Well, that's why I asked about that a few days ago. Imagine, if you
will, though the unlikely event of getting a glove or some string caught
in the blade. If your hand gets pulled in to the blade because of that,
stopping the blade is the only way to keep someone safer. (If the blade
disappears, your hand is going to slam on the cast iron top. If you get
cut and then stuck, you could conceivably die. A regular saw might do
the same thing, though.)


Yeah, think about what your are saying here. Unless your glove is made out
of a substance that will not cut a glove is not going to be pulled into a
spinning blade. Wood being harder to cut than a cloth material or leather
does not get pulled into the spinning blade, a glove will not either.
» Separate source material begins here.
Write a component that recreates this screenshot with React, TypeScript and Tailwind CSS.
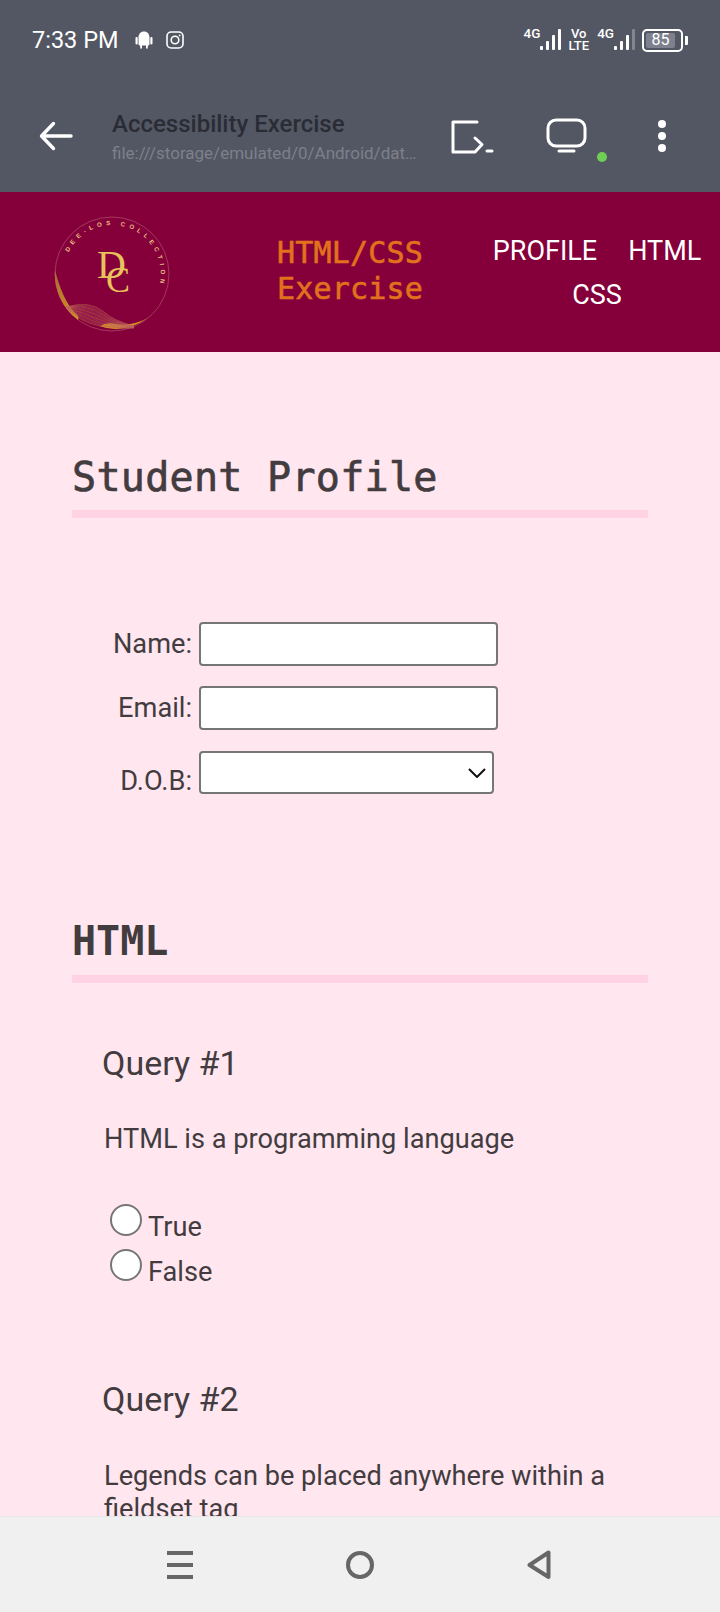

This was discussed several years ago and I decided to do the experiment and
sacrifice a leather/canvas glove. I pushed both the leather and cloth
sections of the glove into the spinning blade. The blade simply cut the
glove, actually left a kerf but did not in any way pull or change the
direction of the glove.

That said I still would not recommend using a glove around any shop
machinery. The glove could be pulled into a drill bit on a drill press or
pulled in to the work on a lathe to name a few. Around a TS the loose parts
could touch the blade and if you were not expecting that to happen you may
be startled and react with a movement towards the blade.